◆ THE EXERCISE
Restate each line of the listing exactly, without carrying over any pictures.

◆ SOURCE DATA
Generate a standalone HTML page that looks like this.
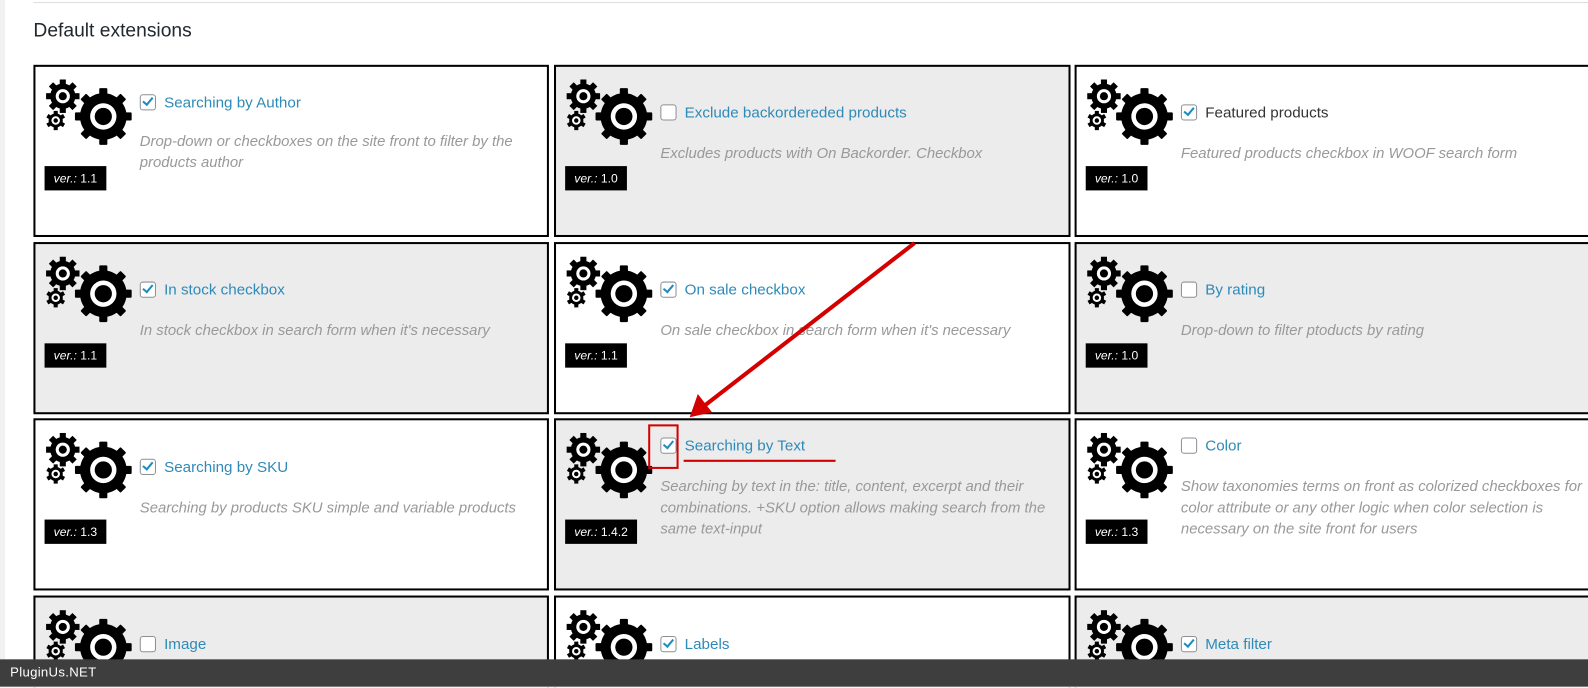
<!DOCTYPE html>
<html><head><meta charset="utf-8"><style>
html,body{margin:0;width:1588px;height:688px;overflow:hidden}
body{background:#fff;font-family:"Liberation Sans",sans-serif;position:relative}
#w{position:absolute;left:0;top:0;width:1568px;height:679px;overflow:hidden;transform:scale(1.0128);transform-origin:0 0}
.strip{position:absolute;left:0;top:0;width:5px;height:660px;background:#f1f1f1}
.topline{position:absolute;left:33px;top:2px;width:1555px;height:1px;background:#ddd}
h2{position:absolute;left:33px;top:20px;margin:0;font-size:19px;font-weight:normal;color:#23282d}
.card{position:absolute;box-sizing:border-box;border:2px solid #000;height:170px;background:#fff;overflow:hidden}
.g{background:#ececec}
.gear{position:absolute;left:5px;top:4px}
.ver{position:absolute;left:9px;top:98px;height:24px;background:#000;color:#fff;font-size:12px;line-height:24px;padding:0 9px}
.t{position:absolute;left:103px;font-size:15px;color:#2e8ab8;white-space:nowrap;line-height:18px}
.cb{display:inline-block;width:14px;height:14px;border:1px solid #8c8f94;border-radius:3px;background:#fff;vertical-align:-3px;margin-right:8px;position:relative}
.cb.on::after{content:"";position:absolute;left:4px;top:0px;width:4px;height:8px;border:solid #1e8cbe;border-width:0 2.5px 2.5px 0;transform:rotate(40deg)}
.d{position:absolute;left:103px;right:10px;font-size:14.7px;font-style:italic;color:#999;line-height:21px}
.bar{position:absolute;left:0;top:651px;width:1588px;height:28px;background:#3e3e3e;color:#fff;font-size:13px;line-height:26px;padding-left:10px;box-sizing:border-box;letter-spacing:.3px}
.cover{position:absolute;left:0;top:678px;width:1600px;height:20px;background:#fff;z-index:5}
</style></head><body>
<svg width="0" height="0" style="position:absolute"><defs>
<g id="gr">
<g transform="translate(62,45)"><circle r="23"/><rect x="-4" y="-28" width="8" height="56" rx="1"/><rect x="-4" y="-28" width="8" height="56" rx="1" transform="rotate(45)"/><rect x="-4" y="-28" width="8" height="56" rx="1" transform="rotate(90)"/><rect x="-4" y="-28" width="8" height="56" rx="1" transform="rotate(135)"/><circle r="13" fill="#fff"/><circle r="8.5"/></g>
<g transform="translate(22,25)"><circle r="12.5"/><rect x="-3" y="-16.5" width="6" height="33"/><rect x="-3" y="-16.5" width="6" height="33" transform="rotate(45)"/><rect x="-3" y="-16.5" width="6" height="33" transform="rotate(90)"/><rect x="-3" y="-16.5" width="6" height="33" transform="rotate(135)"/><circle r="7" fill="#fff"/><circle r="4"/></g>
<g transform="translate(15,49)"><circle r="7"/><rect x="-2" y="-9.5" width="4" height="19"/><rect x="-2" y="-9.5" width="4" height="19" transform="rotate(60)"/><rect x="-2" y="-9.5" width="4" height="19" transform="rotate(120)"/><circle r="4.2" fill="#fff"/><circle r="2.2"/></g>
</g></defs></svg>
<div class="strip"></div>
<div id="w">
<div class="topline"></div>
<h2>Default extensions</h2>

<div class="card" style="left:33px;top:64px;width:509px"><svg class="gear" width="95" height="80"><use href="#gr"/></svg><div class="t" style="top:27px"><span class="cb on"></span>Searching by Author</div><div class="d" style="top:64px">Drop-down or checkboxes on the site front to filter by the products author</div><div class="ver"><i>ver.:</i> 1.1</div></div>
<div class="card g" style="left:547px;top:64px;width:510px"><svg class="gear" width="95" height="80"><use href="#gr"/></svg><div class="t" style="top:37px"><span class="cb"></span>Exclude backordereded products</div><div class="d" style="top:76px">Excludes products with On Backorder. Checkbox</div><div class="ver"><i>ver.:</i> 1.0</div></div>
<div class="card" style="left:1061px;top:64px;width:540px"><svg class="gear" width="95" height="80"><use href="#gr"/></svg><div class="t" style="top:37px;color:#333"><span class="cb on"></span>Featured products</div><div class="d" style="top:76px">Featured products checkbox in WOOF search form</div><div class="ver"><i>ver.:</i> 1.0</div></div>

<div class="card g" style="left:33px;top:239px;width:509px"><svg class="gear" width="95" height="80"><use href="#gr"/></svg><div class="t" style="top:37px"><span class="cb on"></span>In stock checkbox</div><div class="d" style="top:76px">In stock checkbox in search form when it's necessary</div><div class="ver"><i>ver.:</i> 1.1</div></div>
<div class="card" style="left:547px;top:239px;width:510px"><svg class="gear" width="95" height="80"><use href="#gr"/></svg><div class="t" style="top:37px"><span class="cb on"></span>On sale checkbox</div><div class="d" style="top:76px">On sale checkbox in search form when it's necessary</div><div class="ver"><i>ver.:</i> 1.1</div></div>
<div class="card g" style="left:1061px;top:239px;width:540px"><svg class="gear" width="95" height="80"><use href="#gr"/></svg><div class="t" style="top:37px"><span class="cb"></span>By rating</div><div class="d" style="top:76px">Drop-down to filter ptoducts by rating</div><div class="ver"><i>ver.:</i> 1.0</div></div>

<div class="card" style="left:33px;top:413px;width:509px"><svg class="gear" width="95" height="80"><use href="#gr"/></svg><div class="t" style="top:38px"><span class="cb on"></span>Searching by SKU</div><div class="d" style="top:77px">Searching by products SKU simple and variable products</div><div class="ver"><i>ver.:</i> 1.3</div></div>
<div class="card g" style="left:547px;top:413px;width:510px"><svg class="gear" width="95" height="80"><use href="#gr"/></svg><div class="t" style="top:17px"><span class="cb on"></span>Searching by Text</div><div class="d" style="top:56px">Searching by text in the: title, content, excerpt and their combinations. +SKU option allows making search from the same text-input</div><div class="ver"><i>ver.:</i> 1.4.2</div></div>
<div class="card" style="left:1061px;top:413px;width:540px"><svg class="gear" width="95" height="80"><use href="#gr"/></svg><div class="t" style="top:17px"><span class="cb"></span>Color</div><div class="d" style="top:56px;right:30px">Show taxonomies terms on front as colorized checkboxes for color attribute or any other logic when color selection is necessary on the site front for users</div><div class="ver"><i>ver.:</i> 1.3</div></div>

<div class="card g" style="left:33px;top:588px;width:509px"><svg class="gear" width="95" height="80"><use href="#gr"/></svg><div class="t" style="top:38px"><span class="cb"></span>Image</div></div>
<div class="card" style="left:547px;top:588px;width:510px"><svg class="gear" width="95" height="80"><use href="#gr"/></svg><div class="t" style="top:38px"><span class="cb on"></span>Labels</div></div>
<div class="card g" style="left:1061px;top:588px;width:540px"><svg class="gear" width="95" height="80"><use href="#gr"/></svg><div class="t" style="top:38px"><span class="cb on"></span>Meta filter</div></div>

<svg style="position:absolute;left:0;top:0" width="1588" height="688">
<line x1="903" y1="240" x2="695" y2="401" stroke="#d40000" stroke-width="4"/>
<polygon points="681,412 689,389 703,407" fill="#d40000"/>
<rect x="641" y="420" width="28" height="42" fill="none" stroke="#d40000" stroke-width="2"/>
<line x1="675" y1="455" x2="825" y2="455" stroke="#d40000" stroke-width="2"/>
</svg>
<div class="bar">PluginUs.NET</div>
<div class="cover"></div>
</div>
</body></html>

◆ RESULT OF THE EXERCISE
Generate a standalone HTML page that looks like this.
<!DOCTYPE html>
<html><head><meta charset="utf-8"><style>
html,body{margin:0;width:1588px;height:688px;overflow:hidden}
body{background:#fff;font-family:"Liberation Sans",sans-serif;position:relative}
#w{position:absolute;left:0;top:0;width:1568px;height:679px;overflow:hidden;transform:scale(1.0128);transform-origin:0 0}
.strip{position:absolute;left:0;top:0;width:5px;height:660px;background:#f1f1f1}
.topline{position:absolute;left:33px;top:2px;width:1555px;height:1px;background:#ddd}
h2{position:absolute;left:33px;top:20px;margin:0;font-size:19px;font-weight:normal;color:#23282d}
.card{position:absolute;box-sizing:border-box;border:2px solid #000;height:170px;background:#fff;overflow:hidden}
.g{background:#ececec}
.gear{position:absolute;left:5px;top:4px}
.ver{position:absolute;left:9px;top:98px;height:24px;background:#000;color:#fff;font-size:12px;line-height:24px;padding:0 9px}
.t{position:absolute;left:103px;font-size:15px;color:#2e8ab8;white-space:nowrap;line-height:18px}
.cb{display:inline-block;width:14px;height:14px;border:1px solid #8c8f94;border-radius:3px;background:#fff;vertical-align:-3px;margin-right:8px;position:relative}
.cb.on::after{content:"";position:absolute;left:4px;top:0px;width:4px;height:8px;border:solid #1e8cbe;border-width:0 2.5px 2.5px 0;transform:rotate(40deg)}
.d{position:absolute;left:103px;right:10px;font-size:14.7px;font-style:italic;color:#999;line-height:21px}
.bar{position:absolute;left:0;top:651px;width:1588px;height:28px;background:#3e3e3e;color:#fff;font-size:13px;line-height:26px;padding-left:10px;box-sizing:border-box;letter-spacing:.3px}
.cover{position:absolute;left:0;top:678px;width:1600px;height:20px;background:#fff;z-index:5}
</style></head><body>
<svg width="0" height="0" style="position:absolute"><defs>
<g id="gr">
<g transform="translate(62,45)"><circle r="23"/><rect x="-4" y="-28" width="8" height="56" rx="1"/><rect x="-4" y="-28" width="8" height="56" rx="1" transform="rotate(45)"/><rect x="-4" y="-28" width="8" height="56" rx="1" transform="rotate(90)"/><rect x="-4" y="-28" width="8" height="56" rx="1" transform="rotate(135)"/><circle r="13" fill="#fff"/><circle r="8.5"/></g>
<g transform="translate(22,25)"><circle r="12.5"/><rect x="-3" y="-16.5" width="6" height="33"/><rect x="-3" y="-16.5" width="6" height="33" transform="rotate(45)"/><rect x="-3" y="-16.5" width="6" height="33" transform="rotate(90)"/><rect x="-3" y="-16.5" width="6" height="33" transform="rotate(135)"/><circle r="7" fill="#fff"/><circle r="4"/></g>
<g transform="translate(15,49)"><circle r="7"/><rect x="-2" y="-9.5" width="4" height="19"/><rect x="-2" y="-9.5" width="4" height="19" transform="rotate(60)"/><rect x="-2" y="-9.5" width="4" height="19" transform="rotate(120)"/><circle r="4.2" fill="#fff"/><circle r="2.2"/></g>
</g></defs></svg>
<div class="strip"></div>
<div id="w">
<div class="topline"></div>
<h2>Default extensions</h2>

<div class="card" style="left:33px;top:64px;width:509px"><svg class="gear" width="95" height="80"><use href="#gr"/></svg><div class="t" style="top:27px"><span class="cb on"></span>Searching by Author</div><div class="d" style="top:64px">Drop-down or checkboxes on the site front to filter by the products author</div><div class="ver"><i>ver.:</i> 1.1</div></div>
<div class="card g" style="left:547px;top:64px;width:510px"><svg class="gear" width="95" height="80"><use href="#gr"/></svg><div class="t" style="top:37px"><span class="cb"></span>Exclude backordereded products</div><div class="d" style="top:76px">Excludes products with On Backorder. Checkbox</div><div class="ver"><i>ver.:</i> 1.0</div></div>
<div class="card" style="left:1061px;top:64px;width:540px"><svg class="gear" width="95" height="80"><use href="#gr"/></svg><div class="t" style="top:37px;color:#333"><span class="cb on"></span>Featured products</div><div class="d" style="top:76px">Featured products checkbox in WOOF search form</div><div class="ver"><i>ver.:</i> 1.0</div></div>

<div class="card g" style="left:33px;top:239px;width:509px"><svg class="gear" width="95" height="80"><use href="#gr"/></svg><div class="t" style="top:37px"><span class="cb on"></span>In stock checkbox</div><div class="d" style="top:76px">In stock checkbox in search form when it's necessary</div><div class="ver"><i>ver.:</i> 1.1</div></div>
<div class="card" style="left:547px;top:239px;width:510px"><svg class="gear" width="95" height="80"><use href="#gr"/></svg><div class="t" style="top:37px"><span class="cb on"></span>On sale checkbox</div><div class="d" style="top:76px">On sale checkbox in search form when it's necessary</div><div class="ver"><i>ver.:</i> 1.1</div></div>
<div class="card g" style="left:1061px;top:239px;width:540px"><svg class="gear" width="95" height="80"><use href="#gr"/></svg><div class="t" style="top:37px"><span class="cb"></span>By rating</div><div class="d" style="top:76px">Drop-down to filter ptoducts by rating</div><div class="ver"><i>ver.:</i> 1.0</div></div>

<div class="card" style="left:33px;top:413px;width:509px"><svg class="gear" width="95" height="80"><use href="#gr"/></svg><div class="t" style="top:38px"><span class="cb on"></span>Searching by SKU</div><div class="d" style="top:77px">Searching by products SKU simple and variable products</div><div class="ver"><i>ver.:</i> 1.3</div></div>
<div class="card g" style="left:547px;top:413px;width:510px"><svg class="gear" width="95" height="80"><use href="#gr"/></svg><div class="t" style="top:17px"><span class="cb on"></span>Searching by Text</div><div class="d" style="top:56px">Searching by text in the: title, content, excerpt and their combinations. +SKU option allows making search from the same text-input</div><div class="ver"><i>ver.:</i> 1.4.2</div></div>
<div class="card" style="left:1061px;top:413px;width:540px"><svg class="gear" width="95" height="80"><use href="#gr"/></svg><div class="t" style="top:17px"><span class="cb"></span>Color</div><div class="d" style="top:56px;right:30px">Show taxonomies terms on front as colorized checkboxes for color attribute or any other logic when color selection is necessary on the site front for users</div><div class="ver"><i>ver.:</i> 1.3</div></div>

<div class="card g" style="left:33px;top:588px;width:509px"><svg class="gear" width="95" height="80"><use href="#gr"/></svg><div class="t" style="top:38px"><span class="cb"></span>Image</div></div>
<div class="card" style="left:547px;top:588px;width:510px"><svg class="gear" width="95" height="80"><use href="#gr"/></svg><div class="t" style="top:38px"><span class="cb on"></span>Labels</div></div>
<div class="card g" style="left:1061px;top:588px;width:540px"><svg class="gear" width="95" height="80"><use href="#gr"/></svg><div class="t" style="top:38px"><span class="cb on"></span>Meta filter</div></div>

<svg style="position:absolute;left:0;top:0" width="1588" height="688">
<line x1="903" y1="240" x2="695" y2="401" stroke="#d40000" stroke-width="4"/>
<polygon points="681,412 689,389 703,407" fill="#d40000"/>
<rect x="641" y="420" width="28" height="42" fill="none" stroke="#d40000" stroke-width="2"/>
<line x1="675" y1="455" x2="825" y2="455" stroke="#d40000" stroke-width="2"/>
</svg>
<div class="bar">PluginUs.NET</div>
<div class="cover"></div>
</div>
</body></html>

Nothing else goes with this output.